-- Task statement --
Scan the lines and state how many carry "this". Leave out everything but the number.

-- Supplied data --
····················

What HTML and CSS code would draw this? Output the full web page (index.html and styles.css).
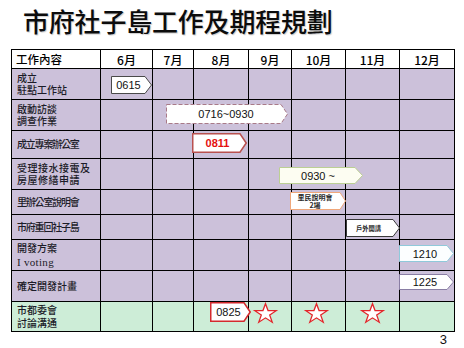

····················

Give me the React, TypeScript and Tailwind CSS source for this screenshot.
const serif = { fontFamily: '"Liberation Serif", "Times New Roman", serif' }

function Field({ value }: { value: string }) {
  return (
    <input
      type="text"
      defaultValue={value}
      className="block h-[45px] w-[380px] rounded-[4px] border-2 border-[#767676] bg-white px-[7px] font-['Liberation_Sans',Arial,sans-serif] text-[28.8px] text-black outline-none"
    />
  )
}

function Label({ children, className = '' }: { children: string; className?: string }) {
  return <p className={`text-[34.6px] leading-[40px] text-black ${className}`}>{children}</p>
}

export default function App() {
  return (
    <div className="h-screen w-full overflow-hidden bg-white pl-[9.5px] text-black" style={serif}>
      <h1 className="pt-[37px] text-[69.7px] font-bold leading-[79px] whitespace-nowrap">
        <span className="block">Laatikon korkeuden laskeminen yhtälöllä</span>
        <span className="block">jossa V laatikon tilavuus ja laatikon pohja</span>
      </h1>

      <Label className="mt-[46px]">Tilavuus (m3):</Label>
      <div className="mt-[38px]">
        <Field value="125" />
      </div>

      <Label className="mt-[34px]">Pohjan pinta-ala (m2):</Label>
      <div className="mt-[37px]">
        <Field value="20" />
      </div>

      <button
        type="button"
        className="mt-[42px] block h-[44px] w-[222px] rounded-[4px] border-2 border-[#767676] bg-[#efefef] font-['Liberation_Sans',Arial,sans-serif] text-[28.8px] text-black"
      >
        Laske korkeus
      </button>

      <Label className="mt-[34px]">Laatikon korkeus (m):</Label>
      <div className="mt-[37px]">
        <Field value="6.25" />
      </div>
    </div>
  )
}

····················

-- Output of the task --
2